* **Written request**
Strip the pictures and reproduce the rest of the listing exactly.
## start Data section
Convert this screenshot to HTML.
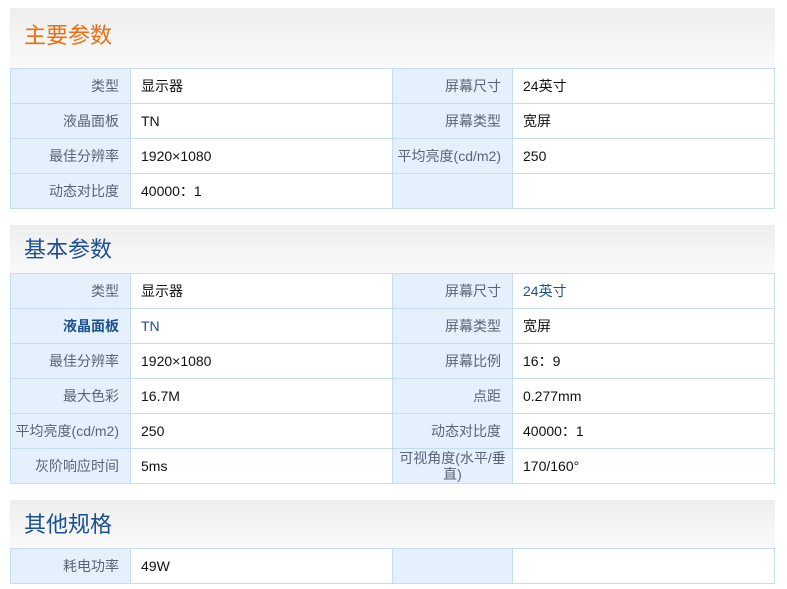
<!DOCTYPE html><html><head><meta charset="utf-8"><style>
body{margin:0;background:#fff;font-family:"Liberation Sans","Noto Sans CJK SC",sans-serif;}
.w{position:absolute;left:10px;width:765px;}
.h{background:linear-gradient(#eeeeee,#fafafa);font-size:22px;padding-left:14px;box-sizing:border-box;}
table{border-collapse:collapse;width:765px;table-layout:fixed;}
td{border:1px solid #c6dcf5;height:34px;font-size:14px;padding:0;color:#111;}
td.l{background:#e4f0fc;color:#5a6478;text-align:right;padding-right:11px;width:108px;}
td.v{padding-left:10px;}
.b{color:#1b4f93;}
</style></head><body>
<div class="w" style="top:8px"><div class="h" style="height:60px;line-height:56px;color:#f26c0d">主要参数</div>
<table><col style="width:120px"><col style="width:262px"><col style="width:120px"><col>
<tr><td class="l">类型</td><td class="v">显示器</td><td class="l">屏幕尺寸</td><td class="v">24英寸</td></tr>
<tr><td class="l">液晶面板</td><td class="v">TN</td><td class="l">屏幕类型</td><td class="v">宽屏</td></tr>
<tr><td class="l">最佳分辨率</td><td class="v">1920×1080</td><td class="l">平均亮度(cd/m2)</td><td class="v">250</td></tr>
<tr><td class="l">动态对比度</td><td class="v">40000：1</td><td class="l"></td><td class="v"></td></tr>
</table></div>
<div class="w" style="top:225px"><div class="h" style="height:48px;line-height:50px;color:#1b4f93">基本参数</div>
<table><col style="width:120px"><col style="width:262px"><col style="width:120px"><col>
<tr><td class="l">类型</td><td class="v">显示器</td><td class="l">屏幕尺寸</td><td class="v b">24英寸</td></tr>
<tr><td class="l b" style="font-weight:bold;color:#1b4f93">液晶面板</td><td class="v b">TN</td><td class="l">屏幕类型</td><td class="v">宽屏</td></tr>
<tr><td class="l">最佳分辨率</td><td class="v">1920×1080</td><td class="l">屏幕比例</td><td class="v">16：9</td></tr>
<tr><td class="l">最大色彩</td><td class="v">16.7M</td><td class="l">点距</td><td class="v">0.277mm</td></tr>
<tr><td class="l">平均亮度(cd/m2)</td><td class="v">250</td><td class="l">动态对比度</td><td class="v">40000：1</td></tr>
<tr><td class="l">灰阶响应时间</td><td class="v">5ms</td><td class="l" style="line-height:16px;text-align:center;padding:0">可视角度(水平/垂<br>直)</td><td class="v">170/160°</td></tr>
</table></div>
<div class="w" style="top:500px"><div class="h" style="height:48px;line-height:50px;color:#1b4f93">其他规格</div>
<table><col style="width:120px"><col style="width:262px"><col style="width:120px"><col>
<tr><td class="l">耗电功率</td><td class="v">49W</td><td class="l"></td><td class="v"></td></tr>
</table></div>
</body></html>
## end Data section
* **Output for this exercise**
Convert this screenshot to HTML.
<!DOCTYPE html><html><head><meta charset="utf-8"><style>
body{margin:0;background:#fff;font-family:"Liberation Sans","Noto Sans CJK SC",sans-serif;}
.w{position:absolute;left:10px;width:765px;}
.h{background:linear-gradient(#eeeeee,#fafafa);font-size:22px;padding-left:14px;box-sizing:border-box;}
table{border-collapse:collapse;width:765px;table-layout:fixed;}
td{border:1px solid #c6dcf5;height:34px;font-size:14px;padding:0;color:#111;}
td.l{background:#e4f0fc;color:#5a6478;text-align:right;padding-right:11px;width:108px;}
td.v{padding-left:10px;}
.b{color:#1b4f93;}
</style></head><body>
<div class="w" style="top:8px"><div class="h" style="height:60px;line-height:56px;color:#f26c0d">主要参数</div>
<table><col style="width:120px"><col style="width:262px"><col style="width:120px"><col>
<tr><td class="l">类型</td><td class="v">显示器</td><td class="l">屏幕尺寸</td><td class="v">24英寸</td></tr>
<tr><td class="l">液晶面板</td><td class="v">TN</td><td class="l">屏幕类型</td><td class="v">宽屏</td></tr>
<tr><td class="l">最佳分辨率</td><td class="v">1920×1080</td><td class="l">平均亮度(cd/m2)</td><td class="v">250</td></tr>
<tr><td class="l">动态对比度</td><td class="v">40000：1</td><td class="l"></td><td class="v"></td></tr>
</table></div>
<div class="w" style="top:225px"><div class="h" style="height:48px;line-height:50px;color:#1b4f93">基本参数</div>
<table><col style="width:120px"><col style="width:262px"><col style="width:120px"><col>
<tr><td class="l">类型</td><td class="v">显示器</td><td class="l">屏幕尺寸</td><td class="v b">24英寸</td></tr>
<tr><td class="l b" style="font-weight:bold;color:#1b4f93">液晶面板</td><td class="v b">TN</td><td class="l">屏幕类型</td><td class="v">宽屏</td></tr>
<tr><td class="l">最佳分辨率</td><td class="v">1920×1080</td><td class="l">屏幕比例</td><td class="v">16：9</td></tr>
<tr><td class="l">最大色彩</td><td class="v">16.7M</td><td class="l">点距</td><td class="v">0.277mm</td></tr>
<tr><td class="l">平均亮度(cd/m2)</td><td class="v">250</td><td class="l">动态对比度</td><td class="v">40000：1</td></tr>
<tr><td class="l">灰阶响应时间</td><td class="v">5ms</td><td class="l" style="line-height:16px;text-align:center;padding:0">可视角度(水平/垂<br>直)</td><td class="v">170/160°</td></tr>
</table></div>
<div class="w" style="top:500px"><div class="h" style="height:48px;line-height:50px;color:#1b4f93">其他规格</div>
<table><col style="width:120px"><col style="width:262px"><col style="width:120px"><col>
<tr><td class="l">耗电功率</td><td class="v">49W</td><td class="l"></td><td class="v"></td></tr>
</table></div>
</body></html>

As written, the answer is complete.